George has three objects, each of a different mass. He weighs the objects in pairs and records the mass of each pair of objects. Later, he realizes that he forgot to weigh the objects individually, but no longer has access to a scale. The three recorded masses are \(2986\) g, \(3464\) g, and \(3550\) g. Determine the mass of the heaviest object.
Let \(a\) represent the mass, in
grams, of the lightest object
Let \(c\) represent the mass, in grams,
of the heaviest object.
Let \(b\) represent the mass, in grams,
of the third object.
The smallest recorded mass is created by adding the masses of the two lightest objects together. Therefore, \[a+b=2986\tag{1}\]

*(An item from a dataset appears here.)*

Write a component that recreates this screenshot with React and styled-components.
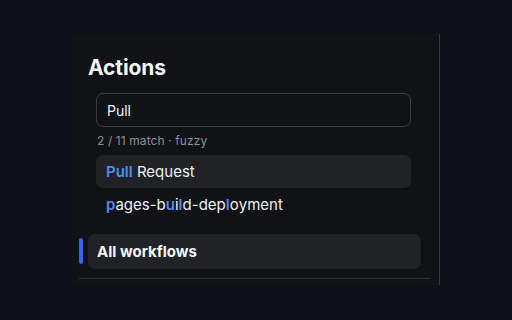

The largest recorded mass is created by adding the masses of the two heaviest objects together. Therefore, \[b+c=3550\tag{2}\]
Thus, it must be the case that \[a+c=3464\tag{3}\]
At this point we could solve a system of equations involving three equations and three unknowns. Instead, we will add equations \((1)\), \((2)\), and \((3)\) together. \[\begin{align*} (a+b)+(b+c)+(a+c) &= 2986+3550+3464\\ 2a+2b+2c &= 10\,000\\ 2(a+b+c) &= 10\,000\\ a+b+c &= 5000\tag{4} \end{align*}\]
From equation \((4)\), we know that the total mass of the three objects is \(5000\) g. But from equation \((1)\), the mass of the two lighter objects is \(2986\) g. We can subtract equation \((1)\) from equation \((4)\) to obtain the mass of the heaviest object. \[\begin{aligned} (a+b+c)-(a+b) & = 5000 - 2986\\ a+b+c-a-b & = 2014\\ c & = 2014 \end{aligned}\]
Therefore, the heaviest object has a mass of \(2014\) g. Although we are not asked to, from here, we could determine that the other objects have mass of \(1450\) g and mass of \(1536\) g.